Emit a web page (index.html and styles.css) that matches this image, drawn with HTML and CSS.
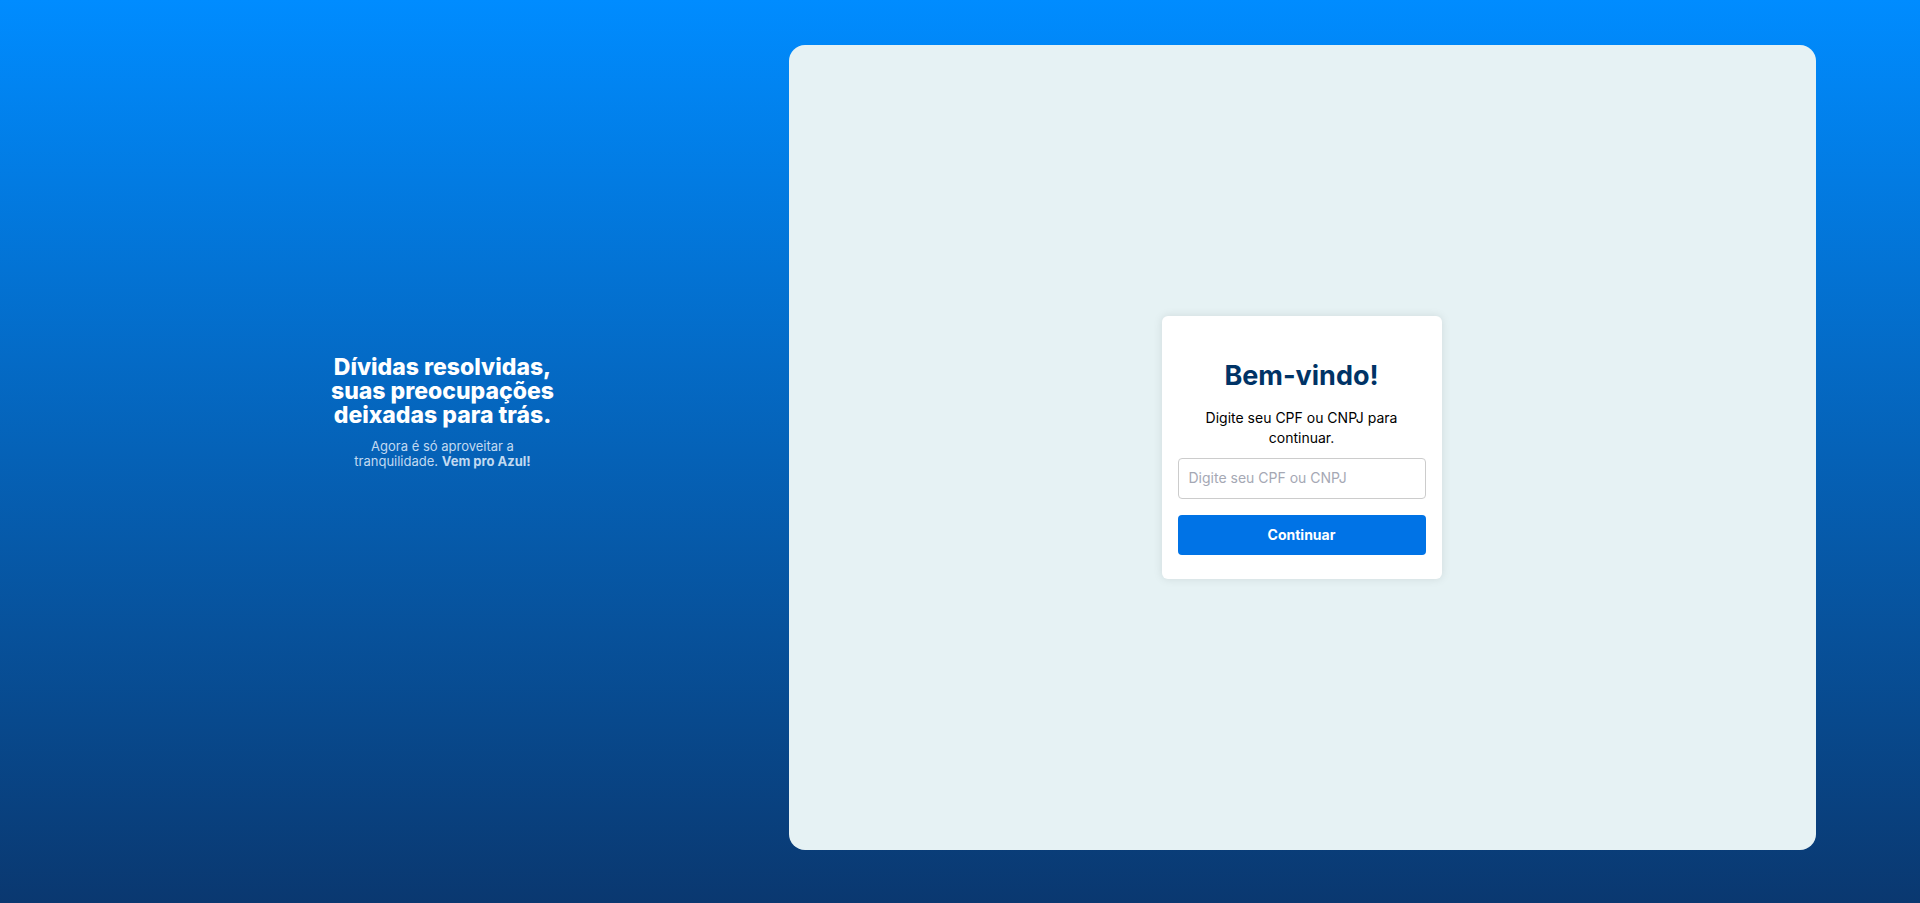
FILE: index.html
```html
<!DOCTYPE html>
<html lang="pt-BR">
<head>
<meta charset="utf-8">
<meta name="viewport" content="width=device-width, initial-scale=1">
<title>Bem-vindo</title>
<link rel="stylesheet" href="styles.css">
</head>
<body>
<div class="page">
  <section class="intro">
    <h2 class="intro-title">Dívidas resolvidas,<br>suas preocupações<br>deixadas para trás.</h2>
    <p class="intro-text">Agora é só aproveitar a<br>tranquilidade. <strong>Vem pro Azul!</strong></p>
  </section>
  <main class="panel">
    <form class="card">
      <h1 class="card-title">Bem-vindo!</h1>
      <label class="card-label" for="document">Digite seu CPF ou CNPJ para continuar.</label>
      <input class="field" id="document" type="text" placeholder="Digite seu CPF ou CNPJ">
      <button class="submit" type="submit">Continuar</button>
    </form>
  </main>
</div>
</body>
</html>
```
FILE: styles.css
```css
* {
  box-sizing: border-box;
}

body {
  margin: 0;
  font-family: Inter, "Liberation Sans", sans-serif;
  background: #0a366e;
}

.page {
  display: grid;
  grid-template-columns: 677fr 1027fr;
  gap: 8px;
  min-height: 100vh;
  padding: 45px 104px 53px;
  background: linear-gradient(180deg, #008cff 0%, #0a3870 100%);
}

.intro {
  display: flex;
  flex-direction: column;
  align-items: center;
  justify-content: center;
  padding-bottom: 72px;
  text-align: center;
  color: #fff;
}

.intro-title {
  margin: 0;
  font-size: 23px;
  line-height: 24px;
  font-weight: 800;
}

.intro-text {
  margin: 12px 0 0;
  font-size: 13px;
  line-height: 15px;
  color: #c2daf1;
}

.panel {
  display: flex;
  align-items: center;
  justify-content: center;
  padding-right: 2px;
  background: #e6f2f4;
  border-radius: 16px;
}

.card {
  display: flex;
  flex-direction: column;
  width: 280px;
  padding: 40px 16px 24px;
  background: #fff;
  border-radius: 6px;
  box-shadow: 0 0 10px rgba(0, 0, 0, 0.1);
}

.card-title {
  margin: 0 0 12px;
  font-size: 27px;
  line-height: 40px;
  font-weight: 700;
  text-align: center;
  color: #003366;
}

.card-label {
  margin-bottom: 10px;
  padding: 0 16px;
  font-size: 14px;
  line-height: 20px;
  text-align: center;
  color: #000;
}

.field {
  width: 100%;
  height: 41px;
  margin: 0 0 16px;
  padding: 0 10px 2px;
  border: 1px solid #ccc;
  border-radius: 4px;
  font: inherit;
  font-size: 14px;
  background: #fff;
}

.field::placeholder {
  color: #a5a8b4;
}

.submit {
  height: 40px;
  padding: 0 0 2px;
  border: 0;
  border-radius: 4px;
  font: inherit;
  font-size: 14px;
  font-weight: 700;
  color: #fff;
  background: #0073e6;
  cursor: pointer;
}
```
────────────────────
**Exercise goal:**
Only the number is wanted: how many lines of the data contain the word "page"?

**Task response:**
3